As the popular view goes, the quadrupling of oil prices and its aftermath plunged industrialised nations into an era of soaring inflation and low and volatile growth, introducing a new concept - stagflation - to common economic discourse.

It destroyed the deceptively stable postwar pattern where governments tried to buy a little more growth with a little more inflation, instead entrenching price stability as their primary concern. Within a decade it had contributed to a profound conservative shift in the political and economic centre of gravity, most notable in the US and UK.

Since then, rises in oil prices have aroused trepidation among economists. But it is doubtful that conditions now could replicate the years of turmoil that followed the 1973 decision.

Indeed, some economists argue that the popular view has the direction of causation wrong: that it was the inflationary environment at the time, not the political machinations within Opec, that made the oil shock so damaging.

Robert Barsky and Lutz Kilian, both academics at the University of Michigan, have argued that the oil shock was a consequence, not a cause, of rising inflationary pressure. In a famous academic paper which attempted to overturn accepted wisdom, they noted that money supply and the prices of many non-oil commodities were already rising sharply in the early 1970s.

According to this argument it was an overheating global economy and the failure of governments and central banks to control inflation - rather than the politics of the Arab world - that created excess demand for oil and allowed Opec to make its 1973 price rises stick.

"The apparent success of Opec oil producers in raising prices in the 1970s, and their failure to raise prices for sustained periods at other times, is no historical accident," the authors concluded. It was, they say, "driven in substantial part by global macroeconomic conditions".

Optimists say that even if a quadrupling of oil prices could be engineered today, the global economy could absorb the increase by prices falling elsewhere, without necessarily setting off an inflationary spiral. "One key difference between now and the 1970s is the level of background inflation and the credibility of central banks," says George Magnus, chief economist at UBS Warburg.

A study by three IMF economists concluded that the fact that oil price rises did not translate into big increases in core inflation during the 1980s and 1990s - the era when policymakers had apparently learned the lessons of the 1970s - merely reflected that those price rises were generally very short-lived. But this, too, could simply reflect the fact that, in a lower-inflation environment, oil producers find it harder to make price increases stick for long.

"Despite the mechanical impact of oil prices on higher consumer price inflation, the immediate reaction of most central banks to another oil shock now would be to worry about the demand-restraining deflationary impact, not the inflation-boosting impact," Mr Magnus says.

Even if the inflationary impact was muted, the real economy would still suffer, because an increase in the price of a basic input with imperfect substitutes would eat into real profits and wages for oil-importing countries.

The US Federal Reserve took the unusual step of publicly signalling its alarm about the effect of oil prices on growth earlier this year.

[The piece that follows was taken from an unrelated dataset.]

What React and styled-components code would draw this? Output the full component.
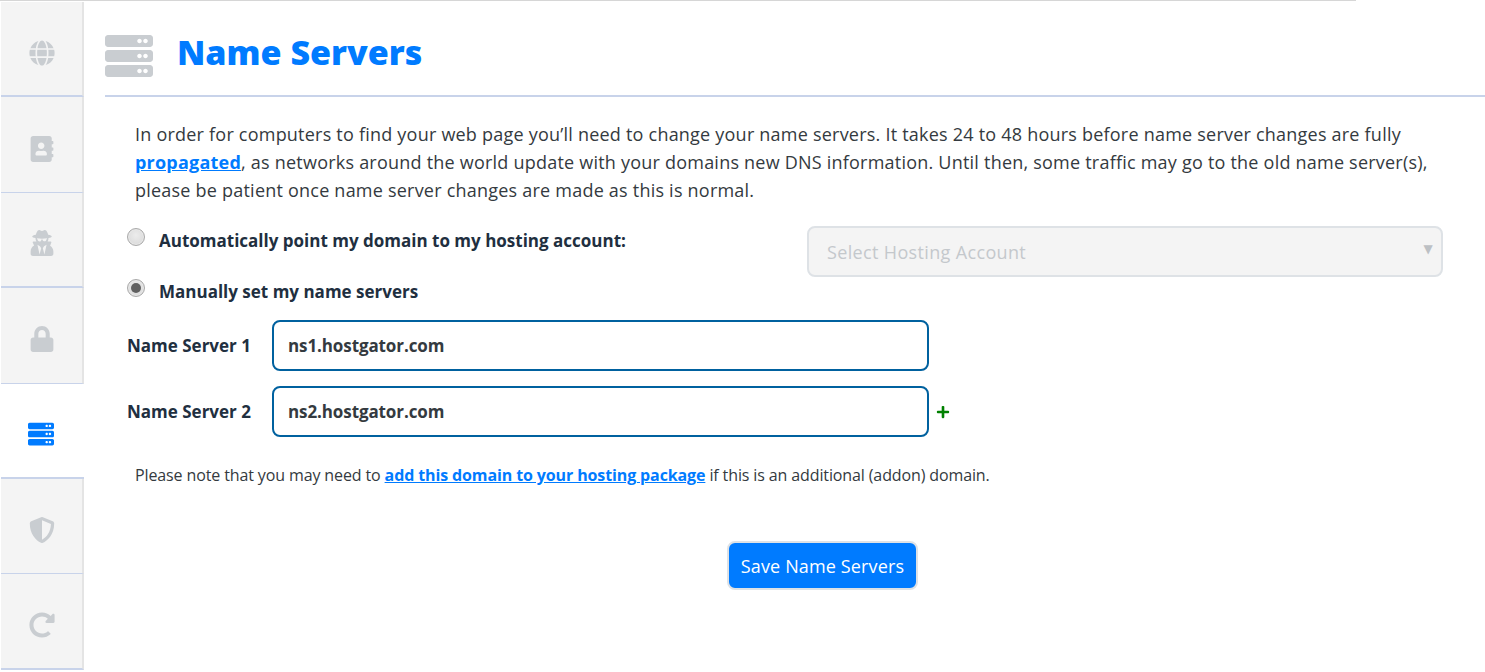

But even this is likely to cause less disruption than previously. The US Department of Energy estimates that energy use per real dollar of US gross domestic product has halved since 1970, as advanced economies have shifted from energy- intensive heavy manufac- turing to lighter service industries.

Some economists, such as Andrew Oswald at Warwick University, say this is misleading, and that the important factor is that oil use per head has risen. But most economists think that lower energy intensity makes the global economy less susceptible to shocks to oil supply.

The ability of the global economy to ride out an oil shock equivalent to that of 1973 has yet to be tested. If the optimists are right, it may never have to.